Monday, February 26, 2007

it doesn't matter how cool i am

blake won't hug me at his school, in front of other kids.

i mean, it's been happening for awhile now- but dammit... everytime he turns and gives me that look that says, "please don't try to hug me mom. not now. not here. not in front of my friends..." my heart breaks just a little. so let me tell all of you moms out there with young kids who can't get enough of your hugs..... ENJOY IT WHILE YOU CAN. because as hard as it is to believe, there will come a day when they won't hug you in public. they will stop holding your hand when they walk. and no matter how many times you try to grab it, they won't let you.

and then you'll be forced to miss the days when they would run full speed to you because they wanted to hug you. they didn't care who was watching. they were so happy to see you they practically leapt into your arms, and squeezed your neck so tight, you could barely breathe. you'll miss it, because those days are now memories. and it's sad. even though it's completely expected and your head totally understands it- your heart hates it.

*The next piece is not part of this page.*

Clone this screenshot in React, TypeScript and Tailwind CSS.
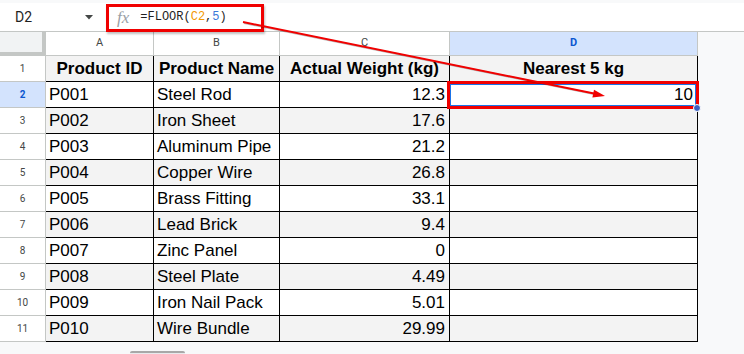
import React from "react";

const rows = [
  ["P001", "Steel Rod", "12.3"],
  ["P002", "Iron Sheet", "17.6"],
  ["P003", "Aluminum Pipe", "21.2"],
  ["P004", "Copper Wire", "26.8"],
  ["P005", "Brass Fitting", "33.1"],
  ["P006", "Lead Brick", "9.4"],
  ["P007", "Zinc Panel", "0"],
  ["P008", "Steel Plate", "4.49"],
  ["P009", "Iron Nail Pack", "5.01"],
  ["P010", "Wire Bundle", "29.99"],
];

const arial = { fontFamily: '"Liberation Sans", Arial, sans-serif' };
const roboto = { fontFamily: 'Roboto, "Liberation Sans", sans-serif' };

export default function App() {
  return (
    <div className="relative w-[744px] h-[354px] overflow-hidden bg-[#f8f9fa]">
      <div className="h-[3px] bg-[#f8f9fa]" />
      {/* formula bar */}
      <div className="h-[28px] bg-white flex items-center" style={roboto}>
        <div className="w-[104px] flex items-center pl-[15px] pr-[10px] justify-between">
          <span className="text-[14px] text-[#1f1f1f]">D2</span>
          <svg width="8" height="5" viewBox="0 0 8 5" className="mr-[1px]">
            <path d="M0 0 L8 0 L4 4.5 Z" fill="#444746" />
          </svg>
        </div>
        <div className="flex items-center pl-[13px]">
          <span
            className="text-[17px] italic text-[#9aa0a6] mr-[11px] leading-none"
            style={{ fontFamily: '"Liberation Serif", serif' }}
          >
            fx
          </span>
          <span className="text-[12px] text-[#1f1f1f]" style={{ fontFamily: '"Liberation Mono", monospace' }}>
            =FLOOR(<span className="text-[#f29900]">C2</span>,<span className="text-[#3c78d8]">5</span>)
          </span>
        </div>
      </div>
      {/* column header row */}
      <div className="flex h-[25px] border-t border-[#c4c7c5]" style={roboto}>
        <div className="w-[46px] h-full bg-[#f1f3f4] border-r-4 border-b-4 border-[#c4c7c5]" />
        {[
          ["A", "w-[108px]"],
          ["B", "w-[126px]"],
          ["C", "w-[170px]"],
        ].map(([l, w]) => (
          <div key={l} className={`${w} h-full bg-white border-r border-b border-[#c4c7c5] flex items-center justify-center text-[11px] text-[#444746]`}>
            {l}
          </div>
        ))}
        <div className="w-[248px] h-full bg-[#d3e3fd] border-r border-b border-[#c4c7c5] flex items-center justify-center text-[11px] font-bold text-[#0b57d0]">
          D
        </div>
      </div>
      {/* header row 1 */}
      <div className="flex h-[26px]">
        <div className="w-[46px] h-full bg-white border-r border-b border-[#c4c7c5] flex items-center justify-center text-[10px] text-[#444746]" style={roboto}>
          1
        </div>
        <div className="flex h-full bg-[#f3f3f3] text-[17px] font-bold text-black" style={arial}>
          <div className="w-[108px] border-r border-b border-black flex items-center justify-center pt-[1px]">Product ID</div>
          <div className="w-[126px] border-r border-b border-black flex items-center justify-center pt-[1px]">Product Name</div>
          <div className="w-[170px] border-r border-b border-black flex items-center justify-center pt-[1px]">Actual Weight (kg)</div>
          <div className="w-[248px] border-r border-b border-black flex items-center justify-center pt-[1px]">Nearest 5 kg</div>
        </div>
      </div>
      {rows.map((r, i) => {
        const n = i + 2;
        const sel = n === 2;
        const bg = i % 2 === 0 ? "bg-white" : "bg-[#f3f3f3]";
        return (
          <div key={n} className="flex h-[26px]">
            <div
              className={`w-[46px] h-full border-r border-b border-[#c4c7c5] flex items-center justify-center text-[10px] ${
                sel ? "bg-[#d3e3fd] font-bold text-[#0b57d0]" : "bg-white text-[#444746]"
              }`}
              style={roboto}
            >
              {n}
            </div>
            <div className={`flex h-full ${bg} text-[17px] text-black`} style={arial}>
              <div className="w-[108px] border-r border-b border-black flex items-center px-[3px] pt-[1px]">{r[0]}</div>
              <div className="w-[126px] border-r border-b border-black flex items-center px-[3px] pt-[1px]">{r[1]}</div>
              <div className="w-[170px] border-r border-b border-black flex items-center justify-end pr-[4px] pt-[1px]">{r[2]}</div>
              <div className="w-[248px] border-r border-b border-black flex items-center justify-end pr-[4px] pt-[1px]">
                {sel ? "10" : ""}
              </div>
            </div>
          </div>
        );
      })}
      {/* bottom scroll tab */}
      <div className="absolute left-[130px] top-[351px] w-[55px] h-[6px] rounded-t-[2px] border-t-2 border-[#a8a8a8] bg-[#e8eaed]" />
      {/* formula red box */}
      <div className="absolute left-[106px] top-[4px] w-[158px] h-[28px] border-[3px] border-[#f00000] shadow-[1px_2px_2px_rgba(0,0,0,0.25)]" />
      {/* D2 selection */}
      <div className="absolute left-[447px] top-[81px] w-[252px] h-[28px] border-[3px] border-[#f00000]">
        <div className="w-full h-full border border-[#1a73e8]" />
      </div>
      <div className="absolute left-[693px] top-[104px] w-[8px] h-[8px] rounded-full bg-[#3b5fc0] border border-white" />
      {/* arrow */}
      <svg className="absolute left-0 top-0 pointer-events-none" width="744" height="354">
        <line x1="244" y1="23" x2="594" y2="94" stroke="rgba(0,0,0,0.25)" strokeWidth="2" />
        <line x1="243" y1="22" x2="594" y2="93.6" stroke="#f00000" strokeWidth="2" />
        <polygon points="605,96 592.4,97.5 594,89.7" fill="#f00000" />
      </svg>
    </div>
  );
}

these are the days when i wish blakey face was little again. with his smooshy face, and deep voice... when he wasn't too proud to hold my hand. hell, he wouldn't walk without holding it. they grow up so fast. everyone says it, but it's true. so hold onto your little ones now. hold their hand as often as they'll let you. hug them in public as many times as you can. because even if it takes them longer than normal to stop doing all these things with you- they will eventually.... stop. and you're never fully prepared for it.

11 comments:

Kim said...

Just wait until they become teenagers. My daughter won't even speak to me after the car door is open. So you have to say all your goodbyes and have a great days, or the I love yous before door opens or you get the dirty look, and the silent treatment. My son actually will say it all about halfway there to make sure he gets a response from her before we drop her off. It's pretty funny

Becky said...

i dread that. i remember when i stopped kissing my mom goodbye at school and i remember her face like it was yesterday. she was so heartbroken and back then i had no idea what i did to her. i dread it when hannah does that to me

Loren said...

You are making me want to cry! Adrian is still at the stage that hugs me and doesn't care if we're in public and kisses me and is so affectionate! Why do they have to grow!? Well, it's good that they grow, but why so fast? I feel for you, but try to steal a kiss when no one's watching....

melissamm said...

Maybe it's different with girls? To this day, Madison (15yo) still gives me a kiss on the cheek and hug before she gets out of the car. Plus, she can do that or deal with hearing me yell out "Hey, get back here and give me a kiss bye!" which I've also done.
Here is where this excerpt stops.